Гувернантка смотрела на Майю в недоумении и ужасе.
– Вы бредите! Или сочиняете сказки? – бормотала она.
– Не брежу и не сочиняю, – спокойно возразила девочка. – Я вам скажу, что такое эти гады и смешные уродцы, которые толпятся между людьми: это наши пороки, наши дурные чувства и желания! Ничто не проходит бесследно в природе: все наши мысли летают вокруг нас, но не каждый видит их, как вижу я, – я знаю!.. Прежде мне казалось, что другие нарочно скрывают это…
– Несчастная девочка! – испуганно прервала ее гувернантка. – Лучше бы вы скрывали свои галлюцинации. Вы больны, вам надо лечиться!
– Нет, я здорова, но все остальные люди ненормальны. Они не сохранили духовного зрения, которое прежде было у всех, а теперь редко кому достается… Я с ним родилась! – вздохнула Майя.
– Боже милостивый! Да откуда вы все это берете? Эти фантазии, эти слова… Кто научил вас всему этому?
– Кассиний! – просто отвечала девочка.
– Кассиний?.. Кто такой Кассиний? – изумилась наставница. – Я не знаю его. Кто он? Учитель?

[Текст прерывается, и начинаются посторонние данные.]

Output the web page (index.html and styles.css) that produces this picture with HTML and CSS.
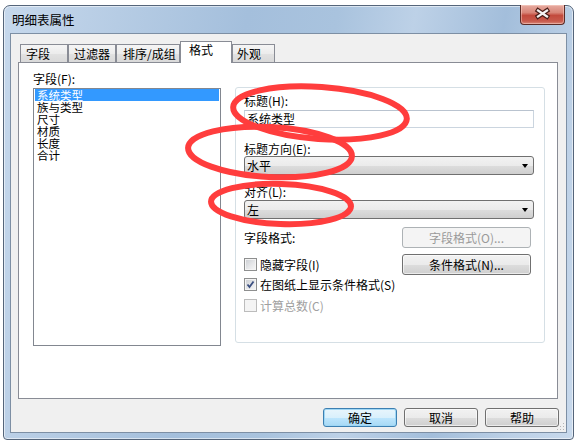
FILE: index.html
```html
<!DOCTYPE html>
<html lang="zh-CN">
  <head>
    <meta charset="UTF-8" />
    <meta name="viewport" content="width=device-width, initial-scale=1.0" />
    <title>明细表属性</title>
    <link rel="stylesheet" href="styles.css">
  </head>
  <body>
    <div class="window">
      <div class="titlebar">
        <span class="title">明细表属性</span>
        <div class="close-btn">
          <svg width="45" height="20" viewBox="0 0 45 20">
            <path d="M18 6.5 L27 12.5 M27 6.5 L18 12.5" stroke="#4a1f1a" stroke-width="4.6" stroke-linecap="square" />
            <path d="M18 6.5 L27 12.5 M27 6.5 L18 12.5" stroke="#f4f4f4" stroke-width="2.2" stroke-linecap="square" />
          </svg>
        </div>
      </div>

      <div class="client">
        <div class="tabs">
          <div class="tab tab-1">字段</div>
          <div class="tab tab-2">过滤器</div>
          <div class="tab tab-3">排序/成组</div>
          <div class="tab tab-4 active">格式</div>
          <div class="tab tab-5">外观</div>
        </div>

        <div class="panel">
          <!-- 左侧字段列表 -->
          <div class="fields">
            <div class="label">字段(F):</div>
            <ul class="listbox">
              <li class="selected">系统类型</li>
              <li>族与类型</li>
              <li>尺寸</li>
              <li>材质</li>
              <li>长度</li>
              <li>合计</li>
            </ul>
          </div>

          <!-- 右侧格式设置 -->
          <div class="group">
            <div class="label label-title">标题(H):</div>
            <div class="edit">系统类型</div>

            <div class="label label-dir">标题方向(E):</div>
            <div class="combo">
              <span>水平</span>
              <span class="arrow"></span>
            </div>

            <div class="label label-align">对齐(L):</div>
            <div class="combo combo-align">
              <span>左</span>
              <span class="arrow"></span>
            </div>

            <div class="row row-format">
              <span>字段格式:</span>
              <div class="btn disabled">字段格式(O)...</div>
            </div>

            <div class="row row-hide">
              <label class="check">
                <span class="box"></span>
                <span>隐藏字段(I)</span>
              </label>
              <div class="btn">条件格式(N)...</div>
            </div>

            <label class="check check-show">
              <span class="box">
                <svg width="11" height="11" viewBox="0 0 11 11">
                  <path d="M2.5 5.5 L4.5 8 L8.5 2.5" fill="none" stroke="#3b4f80" stroke-width="1.8" />
                </svg>
              </span>
              <span>在图纸上显示条件格式(S)</span>
            </label>

            <label class="check check-total disabled">
              <span class="box"></span>
              <span>计算总数(C)</span>
            </label>
          </div>
        </div>

        <div class="footer">
          <div class="btn btn-wide default">确定</div>
          <div class="btn btn-wide">取消</div>
          <div class="btn btn-wide">帮助</div>
        </div>

        <svg class="grip" width="9" height="9" viewBox="0 0 9 9">
          <rect x="7" y="1" width="1" height="1" fill="#b5b5b5" />
          <rect x="4" y="4" width="1" height="1" fill="#b5b5b5" />
          <rect x="7" y="4" width="1" height="1" fill="#b5b5b5" />
          <rect x="1" y="7" width="1" height="1" fill="#b5b5b5" />
          <rect x="4" y="7" width="1" height="1" fill="#b5b5b5" />
          <rect x="7" y="7" width="1" height="1" fill="#b5b5b5" />
        </svg>
      </div>
    </div>

    <!-- 红色标注圈 -->
    <svg class="marks" width="580" height="442" viewBox="0 0 580 442">
      <ellipse cx="320" cy="113" rx="87" ry="26" transform="rotate(4 320 113)" />
      <ellipse cx="270" cy="152" rx="82" ry="25" transform="rotate(3 270 152)" />
      <ellipse cx="281" cy="204" rx="70" ry="20" transform="rotate(2 281 204)" />
    </svg>
  </body>
</html>
```

FILE: styles.css
```css
* {
  box-sizing: border-box;
}
html,
body {
  margin: 0;
  padding: 0;
  background: #fff;
}
body {
  position: relative;
  width: 580px;
  height: 442px;
  overflow: hidden;
  font-family: "Noto Sans CJK SC", "Noto Sans", sans-serif;
  font-size: 12px;
  color: #000;
}
ul {
  margin: 0;
  padding: 0;
  list-style: none;
}

/* 窗口框架 */
.window {
  display: flex;
  flex-direction: column;
  width: 571px;
  height: 435px;
  margin: 5px 0 0 3px;
  padding: 0 6px 6px 6px;
  border: 1px solid #55657a;
  border-radius: 7px 7px 4px 4px;
  background: linear-gradient(
    100deg,
    #c6d8ec 0%,
    #b6cce4 18%,
    #a4bfdc 38%,
    #a9c3de 52%,
    #bdd1e7 64%,
    #a3bedb 78%,
    #bcd0e6 90%,
    #c8d9ec 100%
  );
  box-shadow: inset 0 0 0 1px rgba(255, 255, 255, 0.55);
}
.titlebar {
  display: flex;
  justify-content: space-between;
  align-items: flex-start;
  height: 27px;
  flex-shrink: 0;
}
.title {
  margin: 6px 0 0 2px;
  font-size: 12.5px;
  line-height: 16px;
}
.close-btn {
  width: 45px;
  height: 20px;
  margin: -1px 2px 0 0;
  border: 1px solid #5b2b26;
  border-top: none;
  border-radius: 0 0 4px 4px;
  background: linear-gradient(#e7aca2 0%, #d88578 40%, #c24a3d 55%, #c85a4c 85%, #d98a7c 100%);
  box-shadow: inset 0 0 0 1px rgba(255, 220, 210, 0.45);
}
.close-btn svg {
  display: block;
  margin: -1px 0 0 -1px;
}

/* 客户区 */
.client {
  position: relative;
  height: 400px;
  padding: 7px 0 0 7px;
  border: 1px solid #7d8fa4;
  background: #f0f0f0;
}

/* 选项卡 */
.tabs {
  display: flex;
  align-items: flex-end;
  height: 21px;
  margin-left: 2px;
}
.tab {
  height: 18px;
  padding: 0 0 0 5px;
  line-height: 17px;
  border: 1px solid #898c95;
  border-bottom: none;
  background: linear-gradient(#f5f5f5 0%, #ececec 50%, #e2e2e2 51%, #d9d9d9 100%);
  white-space: nowrap;
}
.tab-1 {
  width: 48px;
}
.tab-2 {
  width: 48px;
}
.tab-3 {
  width: 64px;
  padding-left: 6px;
}
.tab-4 {
  width: 52px;
}
.tab-5 {
  width: 43px;
  padding-left: 4px;
}
.tab.active {
  position: relative;
  z-index: 1;
  height: 22px;
  margin-bottom: -1px;
  padding-left: 8px;
  line-height: 16px;
  background: #fff;
}

.panel {
  display: flex;
  gap: 14px;
  width: 540px;
  height: 337px;
  padding: 9px 0 0 14px;
  border: 1px solid #898c95;
  background: #fff;
}

.label {
  line-height: 14px;
}

/* 字段列表 */
.fields {
  width: 188px;
}
.fields .label {
  margin-bottom: 2px;
}
.listbox {
  height: 258px;
  padding: 0 1px;
  border: 1px solid #828790;
}
.listbox li {
  height: 12px;
  padding-left: 2px;
  font-size: 11.5px;
  line-height: 12px;
}
.listbox li.selected {
  background: #3399ff;
  color: #fff;
}

/* 右侧分组 */
.group {
  width: 310px;
  height: 256px;
  margin-top: 15px;
  padding-left: 8px;
  border: 1px solid #d5dfe5;
  border-radius: 3px;
}
.label-title {
  margin-top: 6px;
}
.edit {
  width: 290px;
  height: 18px;
  margin-top: 2px;
  padding-left: 2px;
  line-height: 16px;
  border: 1px solid #cbd5df;
  border-top-color: #b9c3cf;
}
.label-dir {
  margin-top: 14px;
}
.label-align {
  margin-top: 10px;
}
.combo {
  display: flex;
  justify-content: space-between;
  align-items: center;
  width: 290px;
  height: 19px;
  padding: 0 5px 0 2px;
  border: 1px solid #707070;
  border-radius: 3px;
  background: linear-gradient(#f2f2f2 0%, #ebebeb 50%, #dddddd 51%, #cfcfcf 100%);
}
.combo-align {
  margin-top: 1px;
}
.arrow {
  width: 0;
  height: 0;
  border-left: 3.5px solid transparent;
  border-right: 3.5px solid transparent;
  border-top: 4px solid #000;
}

.row {
  display: flex;
  justify-content: space-between;
  align-items: center;
  width: 287px;
}
.row-format {
  margin-top: 8px;
}
.row-hide {
  margin-top: 6px;
}

.btn {
  display: flex;
  justify-content: center;
  align-items: center;
  width: 129px;
  height: 21px;
  border: 1px solid #707070;
  border-radius: 3px;
  background: linear-gradient(#f2f2f2 0%, #ebebeb 50%, #dddddd 51%, #cfcfcf 100%);
  box-shadow: inset 0 0 0 1px rgba(255, 255, 255, 0.6);
  white-space: nowrap;
}
.btn.disabled {
  border-color: #adb2b5;
  background: #f4f4f4;
  box-shadow: none;
  color: #9a9a9a;
}

/* 复选框 */
.check {
  display: flex;
  align-items: center;
  gap: 3px;
  height: 14px;
}
.check-show {
  margin-top: 2px;
}
.check-total {
  margin-top: 7px;
}
.box {
  display: flex;
  justify-content: center;
  align-items: center;
  width: 13px;
  height: 13px;
  border: 1px solid #8e8f8f;
  background: linear-gradient(135deg, #c9ccd1 0%, #e6e7e9 55%, #f7f7f7 100%);
  box-shadow: inset 0 0 0 1px #f4f4f4;
}
.check.disabled {
  color: #a0a0a0;
}
.check.disabled .box {
  border-color: #bcbcbc;
  background: #f4f4f4;
}

/* 底部按钮 */
.footer {
  display: flex;
  justify-content: flex-end;
  gap: 7px;
  margin-top: 9px;
  padding-right: 7px;
}
.btn-wide {
  width: 74px;
  height: 19px;
}
.btn.default {
  border-color: #3c7fb1;
  background: linear-gradient(#e8f5fc 0%, #d9f0fc 50%, #bee6fd 51%, #a7d9f5 100%);
  box-shadow: inset 0 0 0 1px #9fd7f5;
}
.grip {
  position: absolute;
  right: 1px;
  bottom: 1px;
}

/* 标注 */
.marks {
  position: absolute;
  left: 0;
  top: 0;
  pointer-events: none;
}
.marks ellipse {
  fill: none;
  stroke: #ff3d3d;
  stroke-width: 6;
}
```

– Учитель! Великий учитель – не такой, как другие. Но и его никто не увидит, кроме меня, пока он сам того не захочет. Вот он, возле меня… Что? – Майя вдруг подняла голову, будто вслушиваясь, и рассмеялась.
Гувернантка отступила в страхе.
– Да не бойтесь же!.. – вскричала Майя. – Я смеюсь от того, что он сказал мне сейчас… Он увидал, что вы о нем подумали: «Надо его удалить! Сказать отцу ее, чтоб тот его прогнал!» А его нельзя прогнать. Скорее все меня оставят, все уйдут, но не он!
«Да, уж я-то непременно уйду!» – подумала гувернантка и в ту же секунду еще решительнее утвердилась в этом намерении, потому что Майя, не отрываясь от рисования, за которое вновь принялась, опять рассмеялась и сказала:
– Ну и бог с вами! Я знаю, что долго жить возле меня обычные учителя и гувернантки не могут. Кассиний говорит, что они мне и не нужны, что сам он всему меня научит.
И точно, не с руки было наставникам учить такую девочку. Отец ее наконец сам убедился в том и предоставил Майе полную свободу. Вскоре он даже уверился, что не ее надо учить, а у нее учиться многому: необычайные духовные силы и дарования дочери часто указывали Ринарди пути и средства, когда собственных знаний ему недоставало. Если он начинал сбиваться в понимании на том скользком рубеже, где кончается область положительных наук и ученый волей-неволей должен переступить грань, отделяющую мир материальный от тех духовных, высших сфер, где созревают мировые законы природы, – пересечь ее или малодушно отступить и отказаться от предприятия, – тогда Ринарди прибегал к помощи дочери. Ясновидящая или сама определяла ему суть вещей, причем определяла пассивно, с помощью описаний картин, которые «видела», чертежей, значения которых сама не понимала, вычислений, которые опять-таки «списывала», видя их перед собою, а сама иногда и прочесть не умела. Или же просила времени для ответа и приносила его от лица своего «Белого брата», учителя Кассиния, – устно или письменно, смотря по сложности вопроса.
Кто же был этот таинственный учитель?
Ни профессор, ни даже сама Майя того не знали. Но все в доме давно привыкли к его имени, к его влиянию.
Майе было семь лет, когда она тяжело заболела. Болезнь, по определению выписанных из столицы лучших врачей, была смертельна; о выздоровлении не могло быть и помысла: гибель ребенка была лишь вопросом времени…
Когда прозвучал страшный приговор, Ринарди почувствовал, что почва вырвана из-под ног его, что он падает, летит в какую-то бездонную, беспросветную бездну… Последней сознательной мыслью его было: «Только бы не сумасшествие! О, если б умереть!» Затем он ничего ясно не помнил: что делал, где был несколько времени. Часы прошли или минуты, профессор не знал. Он очнулся среди глубокой ночи, в своем кресле у письменного стола. Часы, стучавшие перед ним в ярком свете лампы, прикрытой темным абажуром, показывали час. Сам ли Ринарди, другой ли зажег лампу и перед ним поставил, он тоже не знал. Очнувшись, профессор бесцельно смотрел перед собою на знакомые предметы, на стол, на свои бумаги, на светлый круг, отбрасываемый лампой, ничего еще определенного не сознавая, кроме тупой боли, сжимавшей сердце его, как в тисках.